** start of Source data **
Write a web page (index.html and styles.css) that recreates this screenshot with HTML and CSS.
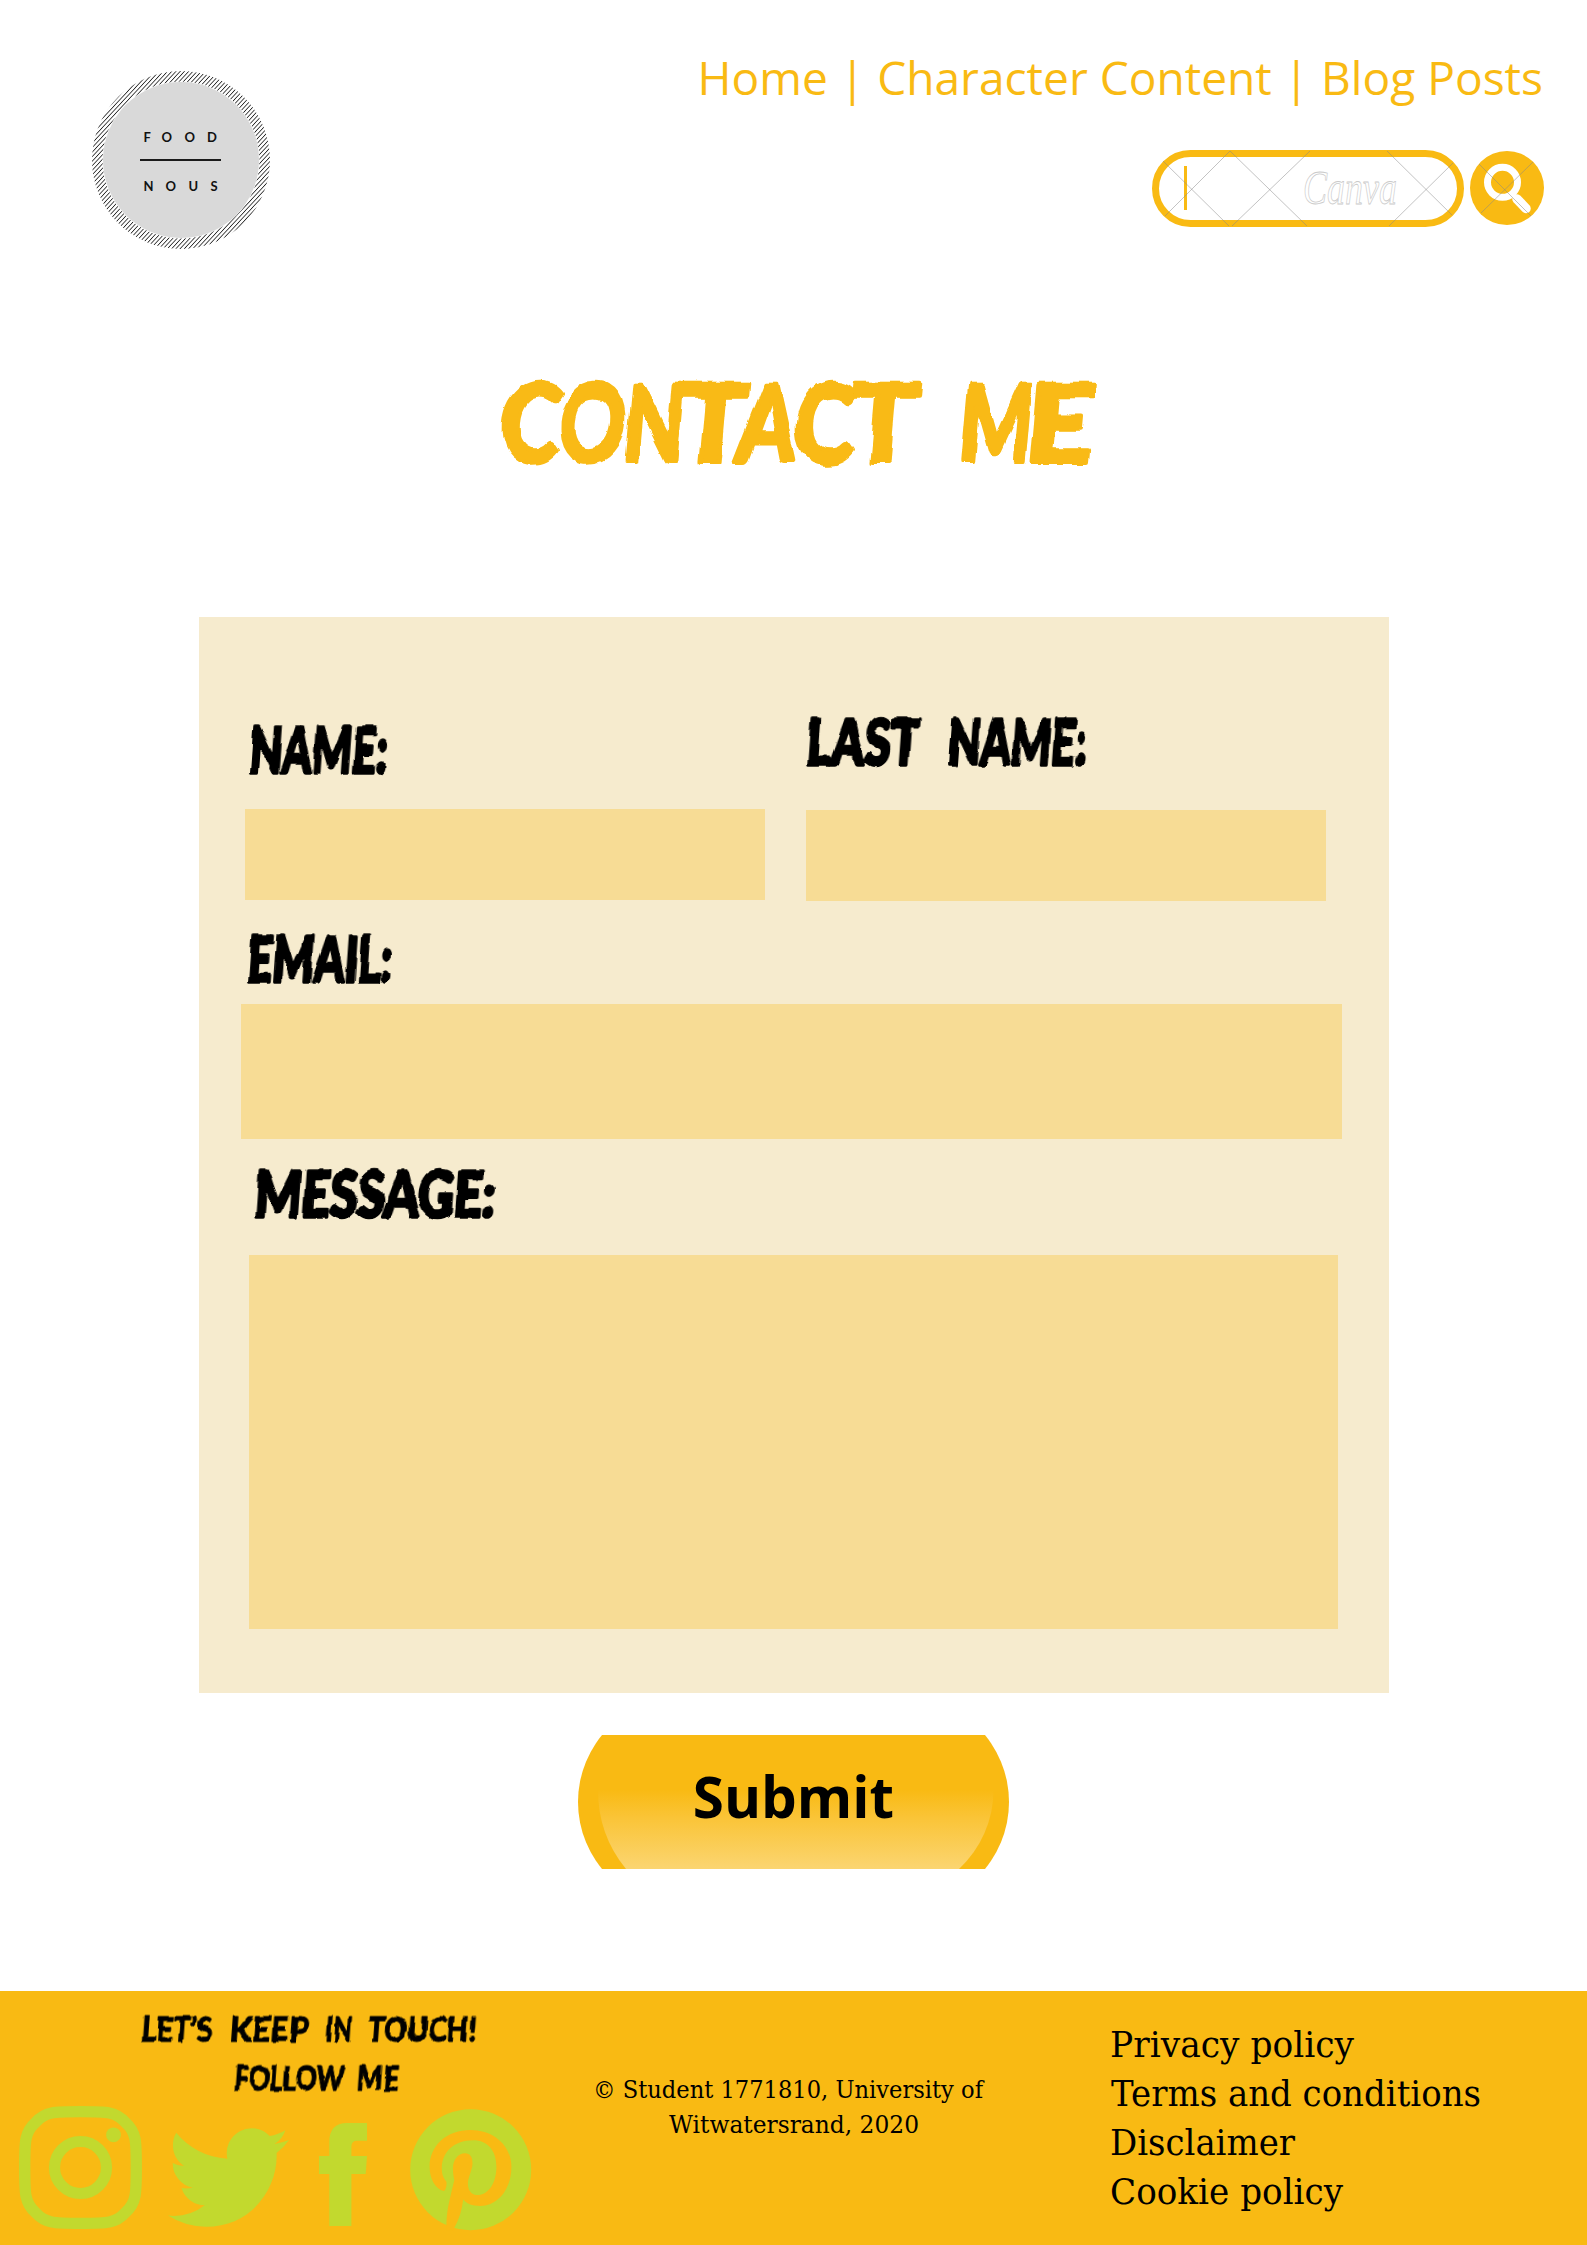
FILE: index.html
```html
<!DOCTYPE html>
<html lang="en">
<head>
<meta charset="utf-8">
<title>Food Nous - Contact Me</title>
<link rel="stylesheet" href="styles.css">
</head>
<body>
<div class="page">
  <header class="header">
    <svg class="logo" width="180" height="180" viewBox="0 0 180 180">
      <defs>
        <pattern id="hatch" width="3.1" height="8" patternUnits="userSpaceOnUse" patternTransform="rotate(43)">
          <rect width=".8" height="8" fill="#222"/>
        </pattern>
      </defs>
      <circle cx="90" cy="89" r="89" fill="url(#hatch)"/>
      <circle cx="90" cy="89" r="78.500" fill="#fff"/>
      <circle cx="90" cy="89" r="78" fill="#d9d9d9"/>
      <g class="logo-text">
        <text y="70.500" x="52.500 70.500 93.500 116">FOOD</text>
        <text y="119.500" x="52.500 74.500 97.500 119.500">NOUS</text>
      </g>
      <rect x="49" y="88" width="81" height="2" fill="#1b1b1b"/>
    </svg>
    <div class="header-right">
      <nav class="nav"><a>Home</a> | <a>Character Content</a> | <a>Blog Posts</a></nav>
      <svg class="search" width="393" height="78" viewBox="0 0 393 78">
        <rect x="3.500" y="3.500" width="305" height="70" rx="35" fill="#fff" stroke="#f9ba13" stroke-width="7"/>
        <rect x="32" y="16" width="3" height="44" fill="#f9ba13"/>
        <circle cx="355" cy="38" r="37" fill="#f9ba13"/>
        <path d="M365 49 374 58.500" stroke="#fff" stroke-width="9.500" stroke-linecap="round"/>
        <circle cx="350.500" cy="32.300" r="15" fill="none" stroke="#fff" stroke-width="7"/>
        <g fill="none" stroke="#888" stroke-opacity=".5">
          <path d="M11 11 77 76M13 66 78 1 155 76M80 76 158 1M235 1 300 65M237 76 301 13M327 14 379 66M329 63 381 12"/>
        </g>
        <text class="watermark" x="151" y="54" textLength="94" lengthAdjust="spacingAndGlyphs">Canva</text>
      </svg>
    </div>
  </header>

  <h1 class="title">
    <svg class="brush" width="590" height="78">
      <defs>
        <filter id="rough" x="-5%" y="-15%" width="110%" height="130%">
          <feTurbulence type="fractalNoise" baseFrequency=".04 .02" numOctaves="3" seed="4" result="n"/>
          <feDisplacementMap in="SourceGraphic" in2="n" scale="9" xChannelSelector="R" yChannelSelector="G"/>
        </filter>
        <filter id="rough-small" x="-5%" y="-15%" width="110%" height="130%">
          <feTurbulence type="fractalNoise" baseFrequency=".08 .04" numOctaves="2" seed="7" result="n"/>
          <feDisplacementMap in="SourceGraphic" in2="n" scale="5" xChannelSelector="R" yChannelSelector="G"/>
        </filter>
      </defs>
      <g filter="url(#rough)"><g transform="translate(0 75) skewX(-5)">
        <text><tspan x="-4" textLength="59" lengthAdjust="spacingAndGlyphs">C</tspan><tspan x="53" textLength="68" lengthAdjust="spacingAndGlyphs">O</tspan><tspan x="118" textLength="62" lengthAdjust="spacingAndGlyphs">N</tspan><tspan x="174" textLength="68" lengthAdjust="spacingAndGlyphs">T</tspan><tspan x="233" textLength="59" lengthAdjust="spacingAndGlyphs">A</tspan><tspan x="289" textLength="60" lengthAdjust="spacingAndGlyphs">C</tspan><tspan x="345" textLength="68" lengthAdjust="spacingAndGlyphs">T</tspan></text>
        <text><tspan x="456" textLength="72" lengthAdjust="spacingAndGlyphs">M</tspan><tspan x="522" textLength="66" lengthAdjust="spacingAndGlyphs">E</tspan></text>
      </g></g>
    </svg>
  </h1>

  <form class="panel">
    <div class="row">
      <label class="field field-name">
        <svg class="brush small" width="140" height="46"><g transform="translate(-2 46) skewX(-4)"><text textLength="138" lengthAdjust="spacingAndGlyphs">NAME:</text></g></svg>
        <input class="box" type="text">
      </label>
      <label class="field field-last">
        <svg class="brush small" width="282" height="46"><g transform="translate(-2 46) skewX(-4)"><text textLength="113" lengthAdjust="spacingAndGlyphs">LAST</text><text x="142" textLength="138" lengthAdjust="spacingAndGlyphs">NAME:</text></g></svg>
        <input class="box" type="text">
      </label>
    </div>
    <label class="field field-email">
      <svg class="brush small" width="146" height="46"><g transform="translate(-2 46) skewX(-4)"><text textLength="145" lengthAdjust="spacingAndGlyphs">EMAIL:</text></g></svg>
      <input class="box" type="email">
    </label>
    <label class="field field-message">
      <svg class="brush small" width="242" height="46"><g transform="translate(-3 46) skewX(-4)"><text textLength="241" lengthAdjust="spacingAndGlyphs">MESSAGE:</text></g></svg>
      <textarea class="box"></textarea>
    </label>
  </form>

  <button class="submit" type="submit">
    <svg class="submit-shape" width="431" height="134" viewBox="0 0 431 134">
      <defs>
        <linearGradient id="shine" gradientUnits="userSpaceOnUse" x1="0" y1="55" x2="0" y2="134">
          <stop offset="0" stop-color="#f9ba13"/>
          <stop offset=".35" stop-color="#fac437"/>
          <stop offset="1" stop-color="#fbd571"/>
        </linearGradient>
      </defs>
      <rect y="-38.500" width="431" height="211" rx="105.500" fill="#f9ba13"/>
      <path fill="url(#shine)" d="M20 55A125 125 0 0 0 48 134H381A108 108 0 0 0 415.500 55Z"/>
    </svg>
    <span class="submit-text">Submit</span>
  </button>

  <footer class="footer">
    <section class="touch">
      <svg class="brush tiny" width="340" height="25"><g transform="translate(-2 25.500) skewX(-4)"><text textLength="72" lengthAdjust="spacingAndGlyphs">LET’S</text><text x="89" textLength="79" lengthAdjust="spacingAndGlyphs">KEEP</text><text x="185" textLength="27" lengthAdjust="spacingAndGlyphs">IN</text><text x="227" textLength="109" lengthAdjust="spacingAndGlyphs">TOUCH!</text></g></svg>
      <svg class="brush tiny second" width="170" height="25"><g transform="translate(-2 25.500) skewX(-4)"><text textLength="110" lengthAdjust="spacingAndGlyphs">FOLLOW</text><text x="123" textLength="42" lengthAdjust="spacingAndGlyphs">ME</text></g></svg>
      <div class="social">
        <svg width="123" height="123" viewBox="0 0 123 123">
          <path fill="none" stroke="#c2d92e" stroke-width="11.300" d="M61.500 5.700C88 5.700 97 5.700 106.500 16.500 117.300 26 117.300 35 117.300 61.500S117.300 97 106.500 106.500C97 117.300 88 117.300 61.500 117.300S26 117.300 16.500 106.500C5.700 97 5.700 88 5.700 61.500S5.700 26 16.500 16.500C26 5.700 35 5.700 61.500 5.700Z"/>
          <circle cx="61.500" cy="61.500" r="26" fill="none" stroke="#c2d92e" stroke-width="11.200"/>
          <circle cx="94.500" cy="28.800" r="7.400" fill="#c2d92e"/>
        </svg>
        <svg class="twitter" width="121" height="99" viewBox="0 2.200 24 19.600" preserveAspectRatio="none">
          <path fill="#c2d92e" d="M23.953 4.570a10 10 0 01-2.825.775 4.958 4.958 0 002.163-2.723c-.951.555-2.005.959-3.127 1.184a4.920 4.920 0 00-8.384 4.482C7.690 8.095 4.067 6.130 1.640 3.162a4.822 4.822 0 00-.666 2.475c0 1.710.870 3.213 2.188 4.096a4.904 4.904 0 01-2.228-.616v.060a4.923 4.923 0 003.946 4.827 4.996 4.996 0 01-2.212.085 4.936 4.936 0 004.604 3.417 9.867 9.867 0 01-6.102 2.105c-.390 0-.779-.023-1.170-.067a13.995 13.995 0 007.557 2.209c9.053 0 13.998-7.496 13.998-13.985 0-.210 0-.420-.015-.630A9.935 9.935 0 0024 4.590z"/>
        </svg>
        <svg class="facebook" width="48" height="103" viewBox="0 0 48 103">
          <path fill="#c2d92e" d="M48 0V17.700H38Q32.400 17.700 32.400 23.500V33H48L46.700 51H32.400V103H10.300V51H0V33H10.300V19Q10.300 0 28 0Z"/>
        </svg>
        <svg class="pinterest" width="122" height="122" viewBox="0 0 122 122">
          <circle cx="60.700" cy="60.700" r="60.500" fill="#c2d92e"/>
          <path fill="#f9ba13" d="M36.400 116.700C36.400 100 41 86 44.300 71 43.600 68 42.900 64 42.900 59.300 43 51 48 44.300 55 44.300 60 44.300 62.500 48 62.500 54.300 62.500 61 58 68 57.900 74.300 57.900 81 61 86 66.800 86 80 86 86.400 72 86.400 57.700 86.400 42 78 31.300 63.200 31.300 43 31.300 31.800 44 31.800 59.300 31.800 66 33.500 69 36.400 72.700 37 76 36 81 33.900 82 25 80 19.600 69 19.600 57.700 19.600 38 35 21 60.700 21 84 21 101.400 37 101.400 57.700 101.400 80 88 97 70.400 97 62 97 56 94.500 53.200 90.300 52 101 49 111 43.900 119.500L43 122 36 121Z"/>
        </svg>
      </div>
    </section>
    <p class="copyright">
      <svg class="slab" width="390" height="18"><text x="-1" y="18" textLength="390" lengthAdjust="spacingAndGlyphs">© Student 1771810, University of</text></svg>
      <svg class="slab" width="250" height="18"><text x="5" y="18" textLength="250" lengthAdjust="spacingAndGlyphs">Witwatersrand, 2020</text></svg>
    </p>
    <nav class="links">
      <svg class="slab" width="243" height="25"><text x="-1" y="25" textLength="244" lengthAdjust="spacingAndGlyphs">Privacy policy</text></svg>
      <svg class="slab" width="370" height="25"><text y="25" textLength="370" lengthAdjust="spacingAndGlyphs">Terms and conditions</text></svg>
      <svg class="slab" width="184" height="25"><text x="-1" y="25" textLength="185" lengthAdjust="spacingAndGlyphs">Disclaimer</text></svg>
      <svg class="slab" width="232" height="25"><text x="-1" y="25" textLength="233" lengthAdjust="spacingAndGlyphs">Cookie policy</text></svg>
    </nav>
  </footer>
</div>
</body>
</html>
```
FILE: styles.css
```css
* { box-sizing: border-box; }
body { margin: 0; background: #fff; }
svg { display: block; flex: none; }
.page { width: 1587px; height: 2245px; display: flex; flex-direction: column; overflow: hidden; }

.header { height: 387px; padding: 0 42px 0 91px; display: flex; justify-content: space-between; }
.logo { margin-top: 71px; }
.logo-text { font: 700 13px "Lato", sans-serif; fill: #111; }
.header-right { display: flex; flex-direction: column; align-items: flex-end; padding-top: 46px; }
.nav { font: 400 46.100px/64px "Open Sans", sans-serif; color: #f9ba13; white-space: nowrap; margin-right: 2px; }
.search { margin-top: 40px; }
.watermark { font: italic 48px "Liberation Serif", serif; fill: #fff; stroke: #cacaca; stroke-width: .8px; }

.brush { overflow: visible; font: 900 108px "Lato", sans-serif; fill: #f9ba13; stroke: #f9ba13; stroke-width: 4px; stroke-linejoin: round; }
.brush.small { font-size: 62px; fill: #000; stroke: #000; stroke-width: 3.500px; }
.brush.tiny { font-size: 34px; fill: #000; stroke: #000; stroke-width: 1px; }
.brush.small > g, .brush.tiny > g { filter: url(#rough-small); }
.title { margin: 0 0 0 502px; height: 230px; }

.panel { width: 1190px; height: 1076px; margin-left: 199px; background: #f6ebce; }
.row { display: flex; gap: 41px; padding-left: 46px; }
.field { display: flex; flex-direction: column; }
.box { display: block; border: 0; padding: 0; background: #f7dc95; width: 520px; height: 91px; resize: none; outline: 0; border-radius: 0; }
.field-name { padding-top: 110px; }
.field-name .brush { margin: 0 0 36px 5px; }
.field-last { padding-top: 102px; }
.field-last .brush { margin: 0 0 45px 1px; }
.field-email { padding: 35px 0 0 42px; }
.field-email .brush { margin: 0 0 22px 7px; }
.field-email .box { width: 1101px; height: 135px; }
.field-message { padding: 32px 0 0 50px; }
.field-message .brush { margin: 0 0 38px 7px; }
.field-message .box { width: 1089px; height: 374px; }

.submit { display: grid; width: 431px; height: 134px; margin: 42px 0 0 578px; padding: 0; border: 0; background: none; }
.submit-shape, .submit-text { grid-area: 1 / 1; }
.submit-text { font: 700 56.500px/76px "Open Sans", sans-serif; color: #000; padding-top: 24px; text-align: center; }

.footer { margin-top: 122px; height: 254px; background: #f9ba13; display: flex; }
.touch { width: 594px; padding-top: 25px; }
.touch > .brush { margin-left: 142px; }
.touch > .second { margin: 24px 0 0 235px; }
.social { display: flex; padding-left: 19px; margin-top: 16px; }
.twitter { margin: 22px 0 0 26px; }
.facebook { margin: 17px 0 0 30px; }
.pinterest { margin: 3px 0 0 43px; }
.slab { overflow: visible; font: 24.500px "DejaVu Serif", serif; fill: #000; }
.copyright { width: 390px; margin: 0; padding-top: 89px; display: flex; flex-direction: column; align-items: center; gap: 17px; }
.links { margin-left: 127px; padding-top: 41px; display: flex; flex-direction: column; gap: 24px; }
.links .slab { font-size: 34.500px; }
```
** end of Source data **
What you will do — Say how many lines have the string "index" in them, offering no words beyond the number.

Reply — 2